### RECORDED INFORMATION
——————————
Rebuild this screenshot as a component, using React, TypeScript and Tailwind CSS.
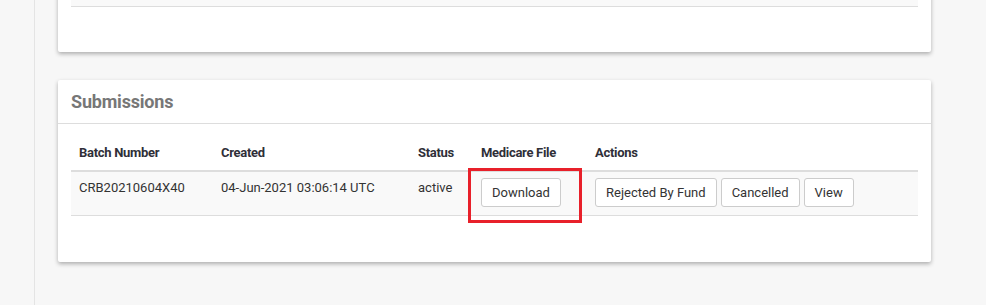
import React from 'react';

const actions = ['Rejected By Fund', 'Cancelled', 'View'];

const Btn = ({ label }: { label: string }) => (
  <button
    type="button"
    className="h-[29px] rounded-[3px] border border-[#cccccc] bg-white px-[10px] text-[13px] leading-none text-[#333333]"
  >
    {label}
  </button>
);

export default function App() {
  return (
    <div
      className="flex h-[305px] w-[986px] overflow-hidden bg-[#f7f7f7] text-[#333333]"
      style={{ fontFamily: 'Roboto, "Liberation Sans", sans-serif' }}
    >
      <div className="w-[35px] shrink-0 border-r border-[#e4e4e4]" />
      <div className="flex flex-1 flex-col pl-[23px] pr-[55px]">
        {/* previous card, scrolled mostly out of view */}
        <div className="mt-[-40px] rounded-[2px] bg-white px-[13px] pb-[45px] shadow-[0_2px_4px_rgba(0,0,0,0.3)]">
          <div className="h-[47px] border-b border-[#dddddd] bg-[#f9f9f9]" />
        </div>

        {/* submissions card */}
        <div className="mt-[28px] rounded-[2px] bg-white shadow-[0_2px_4px_rgba(0,0,0,0.3)]">
          <div className="flex h-[44px] items-center border-b border-[#dddddd] px-[13px]">
            <h3 className="text-[18px] font-bold tracking-[-0.2px] text-[#777777]">Submissions</h3>
          </div>
          <div className="px-[13px] pt-[12px] pb-[46px]">
            <table className="w-full border-collapse text-left text-[13px] leading-[18px]">
              <colgroup>
                <col className="w-[142px]" />
                <col className="w-[197px]" />
                <col className="w-[63px]" />
                <col className="w-[114px]" />
                <col />
              </colgroup>
              <thead>
                <tr className="border-b-2 border-[#dddddd] text-[#2f2f38]">
                  <th className="p-2 font-bold tracking-[-0.3px]">Batch Number</th>
                  <th className="p-2 font-bold tracking-[-0.3px]">Created</th>
                  <th className="p-2 font-bold tracking-[-0.3px]">Status</th>
                  <th className="p-2 font-bold tracking-[-0.3px]">Medicare File</th>
                  <th className="p-2 font-bold tracking-[-0.3px]">Actions</th>
                </tr>
              </thead>
              <tbody>
                <tr className="border-b border-[#dddddd] bg-[#f9f9f9] align-top">
                  <td className="px-2 pt-[7px] pb-[7px]">CRB20210604X40</td>
                  <td className="px-2 pt-[7px] pb-[7px]">04-Jun-2021 03:06:14 UTC</td>
                  <td className="px-2 pt-[7px] pb-[7px]">active</td>
                  <td className="relative px-2 pt-[6px] pb-[8px]">
                    <Btn label="Download" />
                    <div className="pointer-events-none absolute left-[-5px] top-[-4px] h-[55px] w-[114px] border-[3px] border-[#e8202a]" />
                  </td>
                  <td className="px-2 pt-[6px] pb-[8px]">
                    <div className="flex gap-[4px]">
                      {actions.map((a) => (
                        <Btn key={a} label={a} />
                      ))}
                    </div>
                  </td>
                </tr>
              </tbody>
            </table>
          </div>
        </div>
      </div>
    </div>
  );
}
——————————
### TO BE DONE
Could the lines from the top of the material through the line with "const actions = ['Rejected" be repeated exactly, pictures left out?

### EXPECTED ANSWER
Rebuild this screenshot as a component, using React, TypeScript and Tailwind CSS.
import React from 'react';

const actions = ['Rejected By Fund', 'Cancelled', 'View'];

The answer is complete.